Eye Pea (label)
12 October 2018 (released)
02 October 2018
This album brings two things together that I have loved for years.
Ian Parker is a young British guitarist, part of the same generation as Aynsley Lister, Jon Amor & Danny Bryant, who I first discovered around fifteen years ago. His style is very individual and he has an emotional element to his guitar and especially his singing that can leave an audience in both tears and raptures. He is also an excellent songwriter and the majority of his material has been self-written although he has always featured the occasional cover in his set.
Willie Dixon is probably the greatest of the Mississippi & Chicago Blues musicians. He wrote the songs that have formed the backbone of the Blues from 1939 to his death in 1992. This was a man who wrote, produced and performed for and with Muddy Waters, Howlin’ Wolf, Sonny Boy Williamson, Bo Diddley, Buddy Guy – the list goes on and on. This man was Blues royalty of the first water and his songs are the ones you heard being ripped off by Led Zeppelin, Cream and the Rolling Stones for years. They are also the songs that every sub-par Blues outfit plays to death to try and get a foothold in the scene.
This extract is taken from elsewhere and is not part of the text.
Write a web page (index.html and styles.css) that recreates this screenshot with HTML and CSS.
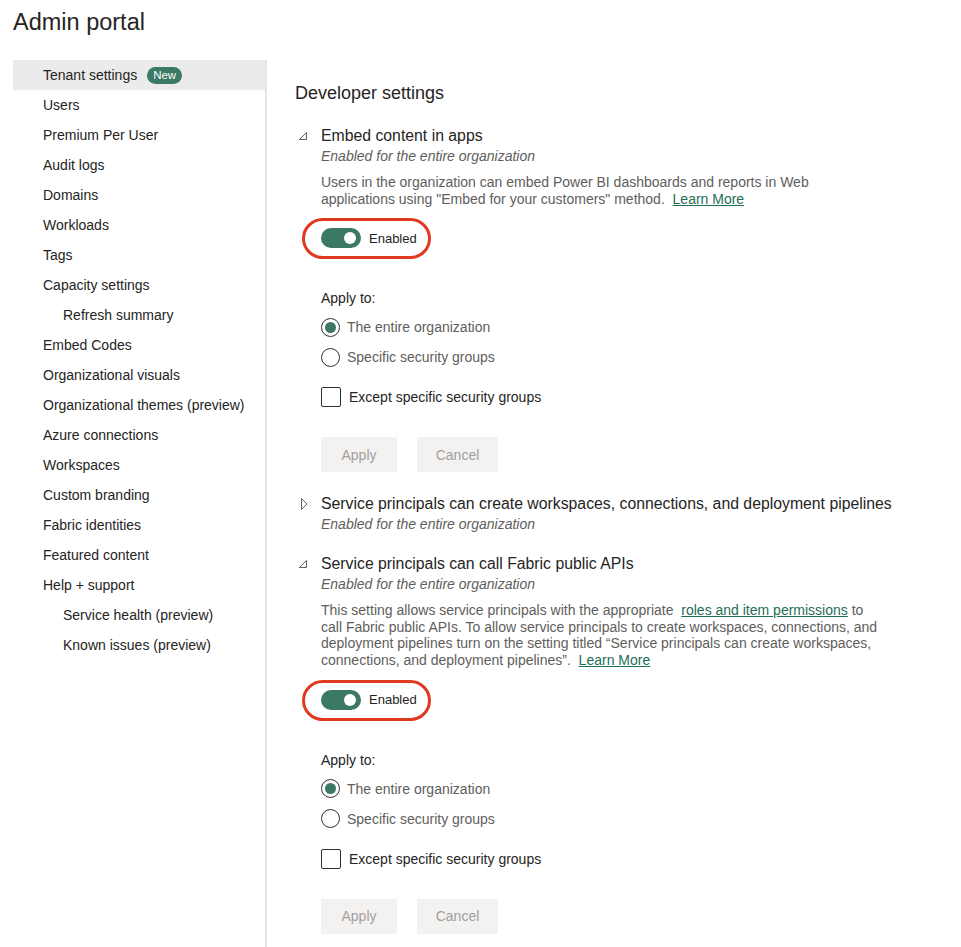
FILE: index.html
```html
<!DOCTYPE html>
<html lang="en">
<head>
  <meta charset="UTF-8">
  <meta name="viewport" content="width=device-width, initial-scale=1.0">
  <title>Admin portal</title>
  <link rel="stylesheet" href="styles.css">
</head>
<body>
  <h1 class="page-title">Admin portal</h1>
  <div class="layout">
    <nav class="sidebar">
      <a class="nav-item active">Tenant settings <span class="badge">New</span></a>
      <a class="nav-item">Users</a>
      <a class="nav-item">Premium Per User</a>
      <a class="nav-item">Audit logs</a>
      <a class="nav-item">Domains</a>
      <a class="nav-item">Workloads</a>
      <a class="nav-item">Tags</a>
      <a class="nav-item">Capacity settings</a>
      <a class="nav-item sub">Refresh summary</a>
      <a class="nav-item">Embed Codes</a>
      <a class="nav-item">Organizational visuals</a>
      <a class="nav-item">Organizational themes (preview)</a>
      <a class="nav-item">Azure connections</a>
      <a class="nav-item">Workspaces</a>
      <a class="nav-item">Custom branding</a>
      <a class="nav-item">Fabric identities</a>
      <a class="nav-item">Featured content</a>
      <a class="nav-item">Help + support</a>
      <a class="nav-item sub">Service health (preview)</a>
      <a class="nav-item sub">Known issues (preview)</a>
    </nav>

    <main class="content">
      <h2 class="group-title">Developer settings</h2>

      <section class="setting">
        <svg class="caret" width="14" height="18" viewBox="0 0 14 18"><path d="M11.5 6.5 V13.5 H4.5 Z" fill="none" stroke="#605e5c" stroke-width="1"/></svg>
        <div class="setting-body">
          <div class="setting-name">Embed content in apps</div>
          <div class="setting-state">Enabled for the entire organization</div>
          <p class="setting-desc">Users in the organization can embed Power BI dashboards and reports in Web<br>applications using "Embed for your customers" method.&nbsp; <a class="link">Learn More</a></p>
          <div class="toggle-row">
            <span class="toggle"><span class="knob"></span></span>
            <span class="toggle-label">Enabled</span>
          </div>
          <div class="apply-label">Apply to:</div>
          <label class="radio-row"><span class="radio checked"></span>The entire organization</label>
          <label class="radio-row"><span class="radio"></span>Specific security groups</label>
          <label class="check-row"><span class="checkbox"></span>Except specific security groups</label>
          <div class="actions">
            <button class="btn btn-apply" disabled>Apply</button>
            <button class="btn btn-cancel" disabled>Cancel</button>
          </div>
        </div>
      </section>

      <section class="setting closed">
        <svg class="caret" width="14" height="18" viewBox="0 0 14 18"><path d="M6.5 4.5 L12 10 L6.5 15.5 Z" fill="none" stroke="#605e5c" stroke-width="1"/></svg>
        <div class="setting-body">
          <div class="setting-name">Service principals can create workspaces, connections, and deployment pipelines</div>
          <div class="setting-state">Enabled for the entire organization</div>
        </div>
      </section>

      <section class="setting">
        <svg class="caret" width="14" height="18" viewBox="0 0 14 18"><path d="M11.5 6.5 V13.5 H4.5 Z" fill="none" stroke="#605e5c" stroke-width="1"/></svg>
        <div class="setting-body">
          <div class="setting-name">Service principals can call Fabric public APIs</div>
          <div class="setting-state">Enabled for the entire organization</div>
          <p class="setting-desc">This setting allows service principals with the appropriate&nbsp; <a class="link">roles and item permissions</a> to<br>call Fabric public APIs. To allow service principals to create workspaces, connections, and<br>deployment pipelines turn on the setting titled “Service principals can create workspaces,<br>connections, and deployment pipelines”.&nbsp; <a class="link">Learn More</a></p>
          <div class="toggle-row">
            <span class="toggle"><span class="knob"></span></span>
            <span class="toggle-label">Enabled</span>
          </div>
          <div class="apply-label">Apply to:</div>
          <label class="radio-row"><span class="radio checked"></span>The entire organization</label>
          <label class="radio-row"><span class="radio"></span>Specific security groups</label>
          <label class="check-row"><span class="checkbox"></span>Except specific security groups</label>
          <div class="actions">
            <button class="btn btn-apply" disabled>Apply</button>
            <button class="btn btn-cancel" disabled>Cancel</button>
          </div>
        </div>
      </section>
    </main>
  </div>
</body>
</html>
```

FILE: styles.css
```css
body {
  font-family: "Liberation Sans", Arial, sans-serif;
  color: #252423;
  background: #fff;
  margin: 0;
  padding: 0;
  overflow: hidden;
}
.page-title {
  font-size: 23.5px;
  font-weight: normal;
  line-height: 32px;
  margin: 0;
  padding: 6px 13px 22px;
}
.layout {
  display: flex;
  height: calc(100vh - 60px);
}
.sidebar {
  width: 252px;
  margin-left: 13px;
  border-right: 2px solid #e6e5e4;
  display: flex;
  flex-direction: column;
}
.nav-item {
  display: flex;
  align-items: center;
  height: 30px;
  padding-left: 30px;
  font-size: 14px;
}
.nav-item.sub {
  padding-left: 50px;
}
.nav-item.active {
  background: #ebebeb;
}
.badge {
  margin-left: 10px;
  background: #3b7865;
  color: #fff;
  font-size: 11.5px;
  line-height: 17px;
  padding: 0 6px;
  border-radius: 9px;
}
.content {
  flex: 1;
  padding-left: 28px;
}
.group-title {
  font-size: 18px;
  font-weight: normal;
  line-height: 24px;
  margin: 21px 0 20px;
}
.setting {
  display: flex;
  margin-bottom: 21px;
}
.setting.closed {
  margin-bottom: 19px;
}
.caret {
  flex: none;
  margin-top: 1px;
  margin-right: 12px;
}
.setting-body {
  flex: 1;
  white-space: nowrap;
}
.setting-name {
  font-size: 15.8px;
  line-height: 20px;
  padding-top: 1px;
}
.setting-state {
  font-size: 14px;
  font-style: italic;
  line-height: 20px;
  color: #605e5c;
}
.setting-desc {
  font-size: 14px;
  line-height: 16.6px;
  color: #605e5c;
  margin: 8px 0 0;
}
.link {
  color: #1f6e56;
  text-decoration: underline;
}
.toggle-row {
  position: relative;
  display: flex;
  width: fit-content;
  align-items: center;
  margin-top: 21px;
  height: 20px;
}
/* red highlight ring drawn around the switch */
.toggle-row::before {
  content: "";
  position: absolute;
  left: -19px;
  right: -14px;
  top: -10px;
  bottom: -11px;
  border: 3px solid #e0391f;
  border-radius: 22px;
}
.toggle {
  position: relative;
  width: 40px;
  height: 20px;
  border-radius: 10px;
  background: #3b7865;
}
.knob {
  position: absolute;
  right: 5px;
  top: 4px;
  width: 12px;
  height: 12px;
  border-radius: 50%;
  background: #fff;
}
.toggle-label {
  margin-left: 8px;
  font-size: 13px;
}
.apply-label {
  font-size: 14px;
  line-height: 20px;
  margin-top: 40px;
  margin-bottom: 4px;
}
.radio-row,
.check-row {
  display: flex;
  align-items: center;
  height: 30px;
  font-size: 14px;
  color: #605e5c;
}
.radio {
  box-sizing: border-box;
  width: 19px;
  height: 19px;
  border: 1px solid #323130;
  border-radius: 50%;
  margin-right: 7px;
  display: flex;
  align-items: center;
  justify-content: center;
}
.radio.checked::after {
  content: "";
  width: 11px;
  height: 11px;
  border-radius: 50%;
  background: #3b7865;
}
.check-row {
  margin-top: 10px;
  color: #252423;
}
.checkbox {
  box-sizing: border-box;
  width: 20px;
  height: 20px;
  border: 1px solid #323130;
  border-radius: 2px;
  margin-right: 8px;
}
.actions {
  display: flex;
  gap: 20px;
  margin-top: 25px;
}
.btn {
  height: 35px;
  border: none;
  background: #f3f2f1;
  color: #a19f9d;
  font-family: inherit;
  font-size: 14px;
  padding: 0;
}
.btn-apply {
  width: 76px;
}
.btn-cancel {
  width: 81px;
}
```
Parker recorded the album virtually 'live' as a tribute to Dixon and I was more than a little intrigued to hear what he would bring to these classics. In the end he brought a whole lot of Ian Parker to the songs while leaving them intact so that they didn’t just pay homage but showed just how relevant and exciting Willie Dixon’s music is in 2018. The band includes his old keyboards player Morg Morgan and was mixed by Wayne Proctor and Steve Wright Of House Of Tone.
The album consists of 10 tracks and you might well be amazed at the variety of styles and messages he brings through the music.
His version of ‘I Just Want To Make Love To You’ is slow, deliberate, brimming with inner power and the slide solo there screams and howls in a way that sent shivers up my back. I have probably heard it a hundred times and this really hit a chilling mark.
‘Evil’ is big and growls with a massive riff while Parker’s vocals work with Morg Morgan’s organ and piano before leading into a brilliant guitar solo.
I love his version of ‘Spoonful’ – very deliberate and really catching the groove that brought Howlin’ Wolf to record it originally. I really wondered how he would make it different to Muddy Waters, Bo Diddley, Shadows of Knight, Dion, Paul Butterfield, Cream, Canned Heat, Grateful Dead, Ten Years After, The Who, Etta James, Delbert McClinton, Allman Joys, Gil Evans but he manages it and it’s a great way to close the album.
The version of ‘My Love Will Never Die’ is brilliant. Always a heartfelt ballad, Parker imbues it with the sound of a voice crying in the wilderness and his guitar creates little teardrops of emotion over Morgan’s Hammond. His vocal on the track suggests that he may be the great lost British soul singer.
One of my personal favourites for years has been ‘The Seventh Son’ and he carries it off with a voodoo touch, packing more into 2 and half minutes than most do in 10.
Every track gets its own treatment and he avoids any of the usual clichés in putting together a true tribute to Willie Dixon. This will not be leaving my decks anytime soon.